Carmaker BMW Develops Strategy for Blockchain, AI and the Metaverse

Andre Luckow, BMW Group’s Head of Innovation and Emerging Technologies, is charged with exploring the potential of machine learning, quantum computing, and blockchain technology for the Munich-based automaker.

In 2018, the BMW Group co-founded what it called the Mobility Open Blockchain Initiative to coordinate activity among its 120 business partners in its supply chain. One result is BMW’s PartChain project, designed to provide traceability of components by creating more data transparency in supply chains. Another initiative is the Catena-X Automotive Network, which aims to facilitate secure data exchange between various automotive industry players.

Luckow has held several other BMW positions in IT and research since joining the company in 2005. He also teaches at the Ludwig-Maximilians-University Munich and Clemson University in South Carolina.

How is BMW using blockchain technology, and why is it using it now?

I’m overseeing technology programs here, and blockchain is just one of the initiatives. One of the main drivers for enterprise blockchain … is to bridge the gap between us and our suppliers.

We attempted to cover different types of use cases. The first use case we started with was the traceability use case, and the main motivation there was [that] we don’t have enough visibility about what’s actually going on in our supply chain. [For example,] if one of our suppliers didn’t do their job. In that case, we wanted to create an ecosystem in which the participants in automotive value chain can log on and easily share data.

This system is managed by a group of people, so you have a lot of transparency and verifiability. The key environment [includes] very strict controls on who gets to see the data, and what data they get to see. Obviously, if an issue arises, we can change that.



Is the use of blockchain technology common in the auto industry?

Probably not as common as it should be. A lot of people in the auto industry are trying to figure out what we want to do…

For example, we’re working on an initiative with the German government on digital identities … Being a European company in a European state, we adhere to European values. So, privacy and digital identity are completely decentralized. There’s not a centralized registry of IDs of German citizens.

[There, blockchain] provides some benefits. For example, if you rent a car, instead of showing a plastic card, you can do an identity verification and driver’s license completely digital. It’s not only digital, you can do it in a secure way and you can do it in a privacy-preserving way.

Did you have to prove to BMW that blockchain is cost effective?
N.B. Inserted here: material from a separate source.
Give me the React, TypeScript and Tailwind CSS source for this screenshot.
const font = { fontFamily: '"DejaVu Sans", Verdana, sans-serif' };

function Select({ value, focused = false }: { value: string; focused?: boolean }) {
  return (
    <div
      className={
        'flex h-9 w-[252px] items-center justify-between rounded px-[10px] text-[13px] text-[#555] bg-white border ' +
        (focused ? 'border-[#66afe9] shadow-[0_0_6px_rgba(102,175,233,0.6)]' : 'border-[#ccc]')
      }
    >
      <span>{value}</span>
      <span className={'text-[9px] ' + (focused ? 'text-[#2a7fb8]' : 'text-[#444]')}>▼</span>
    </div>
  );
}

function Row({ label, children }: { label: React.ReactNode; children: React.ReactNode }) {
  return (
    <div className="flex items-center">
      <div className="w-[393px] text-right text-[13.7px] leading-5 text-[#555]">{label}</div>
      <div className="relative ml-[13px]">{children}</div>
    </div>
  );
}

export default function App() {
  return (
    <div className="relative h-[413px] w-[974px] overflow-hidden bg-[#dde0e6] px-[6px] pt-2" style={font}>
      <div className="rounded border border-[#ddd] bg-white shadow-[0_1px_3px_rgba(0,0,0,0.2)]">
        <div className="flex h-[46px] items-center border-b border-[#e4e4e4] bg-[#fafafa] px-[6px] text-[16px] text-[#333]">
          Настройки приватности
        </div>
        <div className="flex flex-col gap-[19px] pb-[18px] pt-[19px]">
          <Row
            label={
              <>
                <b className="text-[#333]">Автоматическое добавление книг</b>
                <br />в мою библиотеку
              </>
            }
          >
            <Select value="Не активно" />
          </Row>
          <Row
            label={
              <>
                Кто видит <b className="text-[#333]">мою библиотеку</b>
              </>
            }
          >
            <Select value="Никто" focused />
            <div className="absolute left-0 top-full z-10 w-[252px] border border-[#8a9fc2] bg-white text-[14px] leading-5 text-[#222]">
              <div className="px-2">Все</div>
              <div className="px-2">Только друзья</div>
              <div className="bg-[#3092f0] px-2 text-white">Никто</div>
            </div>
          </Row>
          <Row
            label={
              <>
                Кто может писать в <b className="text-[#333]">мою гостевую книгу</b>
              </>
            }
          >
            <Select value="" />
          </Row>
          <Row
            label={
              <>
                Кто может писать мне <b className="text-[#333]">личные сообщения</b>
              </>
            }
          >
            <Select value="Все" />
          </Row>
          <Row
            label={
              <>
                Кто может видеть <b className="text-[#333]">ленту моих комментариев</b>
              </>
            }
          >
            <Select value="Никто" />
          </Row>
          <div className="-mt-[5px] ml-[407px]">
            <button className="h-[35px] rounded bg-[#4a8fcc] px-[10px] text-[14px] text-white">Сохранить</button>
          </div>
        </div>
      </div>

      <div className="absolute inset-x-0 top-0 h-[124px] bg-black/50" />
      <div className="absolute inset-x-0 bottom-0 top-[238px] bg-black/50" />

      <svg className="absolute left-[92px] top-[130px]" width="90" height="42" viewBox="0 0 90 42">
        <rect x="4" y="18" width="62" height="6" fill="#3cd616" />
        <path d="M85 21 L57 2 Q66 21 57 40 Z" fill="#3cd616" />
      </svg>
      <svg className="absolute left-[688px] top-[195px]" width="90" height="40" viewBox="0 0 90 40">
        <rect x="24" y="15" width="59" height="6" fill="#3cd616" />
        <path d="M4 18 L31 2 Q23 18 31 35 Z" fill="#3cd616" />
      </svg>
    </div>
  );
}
Absolutely — we do this with all our initiatives. We don’t do technology for technology’s sake. There has to be a strict purpose and business need… At the end of the day, it must yield to a business case.

Generally speaking, is the auto industry slow to adopt innovative tools?

I wouldn’t say slow; they’re just very careful. …Then, when we do something, particularly with a German company, we tend to do it to perfection.

Is it difficult to prove how valuable innovation can be? 

If there’s a good idea and you have the right people and the passion to try those ideas and commit, we can always make it happen. But you always have to convince. We always find a way, and we do have success stories on blockchain. …Good ideas will survive.

Obviously, when we roll [an innovation] out to international clients, we do it on a small scale. We need to get to the state where we understand the technology and reduce the risk, until we operationalize those technologies and get to the point where the company sees the value in those technologies.